Davis initially took a self-portrait because she “wanted to see what the outside world saw.” However, she was uncomfortable sharing some photos at first. While in a darkroom with other people, she covered parts of the photos that showed her body with a piece of paper. She then began to open up more emotionally over time, which you can see reflected in the work.
“It wasn’t until I was at this residency when we were digitizing my work … when you’re going in and blowing them up that big, and looking at your body, everything changes. They way you see rolls, or a vein, or my chin. I was confronted now with myself and there were people around me talking about my body,” Davis says, “At that point I needed to make some changes. I didn’t want to wake up at 40 and be in the same body. Being in a dark room, literally being in a dark room — that changed me.”

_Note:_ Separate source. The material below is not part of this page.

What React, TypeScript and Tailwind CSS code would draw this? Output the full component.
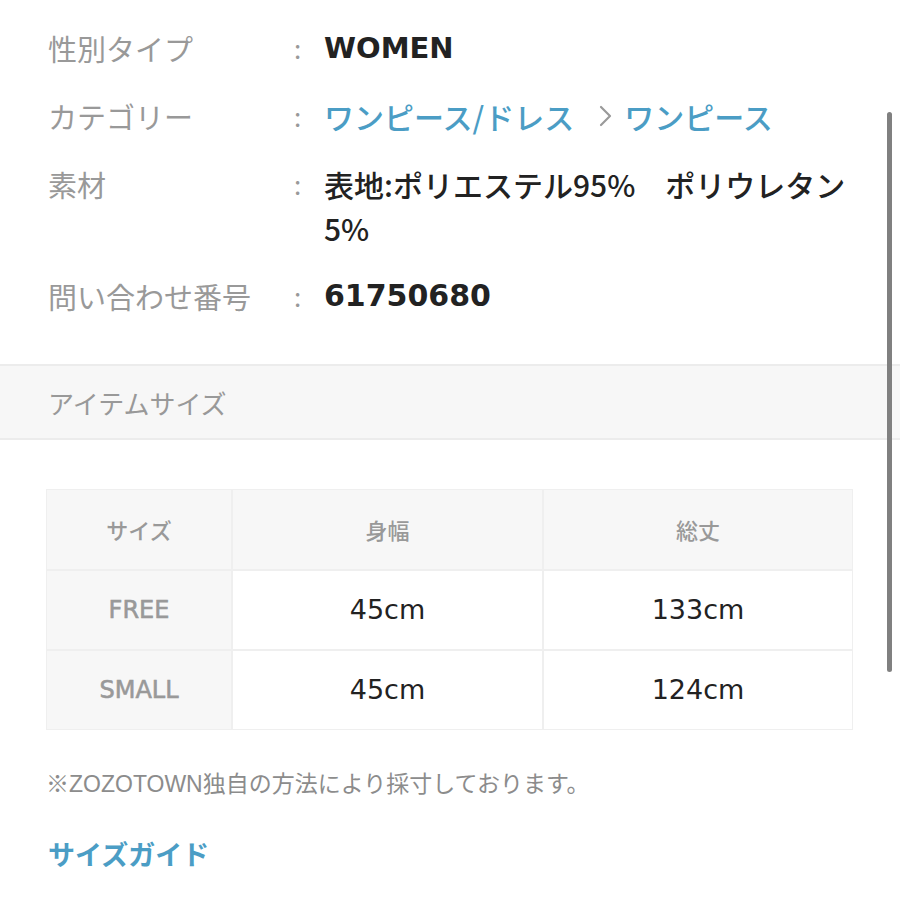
import React from 'react';

const font = { fontFamily: '"Noto Sans CJK JP", "Noto Sans", sans-serif' };
const latin = { fontFamily: '"DejaVu Sans", "Noto Sans CJK JP", sans-serif' };

type Row = { label: string; value: React.ReactNode };

const rows: Row[] = [
  {
    label: '性別タイプ',
    value: (
      <span className="text-[29px] font-bold text-[#222]" style={latin}>
        WOMEN
      </span>
    ),
  },
  {
    label: 'カテゴリー',
    value: (
      <span className="flex items-center font-medium text-[#4b9dc5]">
        ワンピース/ドレス
        <svg className="ml-[24px] mr-[12px]" width="14" height="22" viewBox="0 0 14 22" fill="none">
          <path d="M3 2l9 9-9 9" stroke="#9a9a9a" strokeWidth="2.2" strokeLinecap="round" strokeLinejoin="round" />
        </svg>
        ワンピース
      </span>
    ),
  },
  {
    label: '素材',
    value: <span className="font-medium text-[#222]">表地:ポリエステル95%　ポリウレタン5%</span>,
  },
  {
    label: '問い合わせ番号',
    value: (
      <span className="font-bold text-[#222]" style={latin}>
        61750680
      </span>
    ),
  },
];

const sizes = [
  { name: 'FREE', width: '45cm', length: '133cm' },
  { name: 'SMALL', width: '45cm', length: '124cm' },
];

export default function App() {
  return (
    <div className="relative min-h-[900px] w-[900px] overflow-hidden bg-white" style={font}>
      {/* spec rows */}
      <div className="flex flex-col gap-[24px] pt-[26px] pl-[48px] pr-[44px]">
        {rows.map((r) => (
          <div key={r.label} className="grid grid-cols-[246px_30px_1fr] leading-[44px]">
            <div className="h-[44px] text-[29px] text-[#999]">{r.label}</div>
            <div className="h-[44px] text-[26px] text-[#999]">:</div>
            <div className="flex min-h-[44px] items-start text-[30px]">{r.value}</div>
          </div>
        ))}
      </div>

      {/* section header */}
      <div className="mt-[46px] flex h-[76px] items-center border-y-2 border-[#ececec] bg-[#f7f7f7] pl-[48px]">
        <span className="text-[26px] text-[#999]">アイテムサイズ</span>
      </div>

      {/* size table */}
      <div className="ml-[46px] mt-[49px] grid w-[807px] grid-cols-[184px_309px_308px] gap-[2px] bg-[#efefef] p-[1px]">
        <div className="flex h-[79px] items-center justify-center bg-[#f7f7f7] text-[22px] font-medium text-[#999]">サイズ</div>
        <div className="flex h-[79px] items-center justify-center bg-[#f7f7f7] text-[22px] font-medium text-[#999]">身幅</div>
        <div className="flex h-[79px] items-center justify-center bg-[#f7f7f7] text-[22px] font-medium text-[#999]">総丈</div>
        {sizes.map((s) => (
          <React.Fragment key={s.name}>
            <div
              className="flex h-[78px] items-center justify-center bg-[#f7f7f7] text-[24px] text-[#999] [-webkit-text-stroke:0.6px_#999]"
              style={latin}
            >
              {s.name}
            </div>
            <div className="flex h-[78px] items-center justify-center bg-white text-[27px] text-[#222]" style={latin}>
              {s.width}
            </div>
            <div className="flex h-[78px] items-center justify-center bg-white text-[27px] text-[#222]" style={latin}>
              {s.length}
            </div>
          </React.Fragment>
        ))}
      </div>

      <p className="mt-[36px] pl-[46px] text-[23px] leading-[32px] text-[#8c8c8c]">
        ※<span style={{ fontFamily: '"Liberation Sans", sans-serif' }}>ZOZOTOWN</span>独自の方法により採寸しております。
      </p>

      <p className="mt-[36px] pl-[48px] text-[27px] font-bold leading-[36px] text-[#4b9dc5]">サイズガイド</p>

      {/* scrollbar overlay */}
      <div className="absolute left-[887px] top-[112px] h-[560px] w-[5px] rounded-full bg-[#808080]" />
    </div>
  );
}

The photos show Davis both nude and in varying amounts of clothing. The scenes are from daily life, and in them Davis is doing things like showering, eating, or getting dressed. Some of the photos also show her embracing men. I even notice a change in the way she interacts with men in her photos over time: titling some earlier pieces as “fantasies” and later using men’s names.
“The work, ultimately, is about our discomfort with our self. I didn’t know how to look at myself objectively. It’s both relevant and irrelevant, but we all have to figure out what others expect of us and deal with those said expectations. We’re so image and power obsessed that it is hard to let your guard down to get to know someone, even yourself,” she says.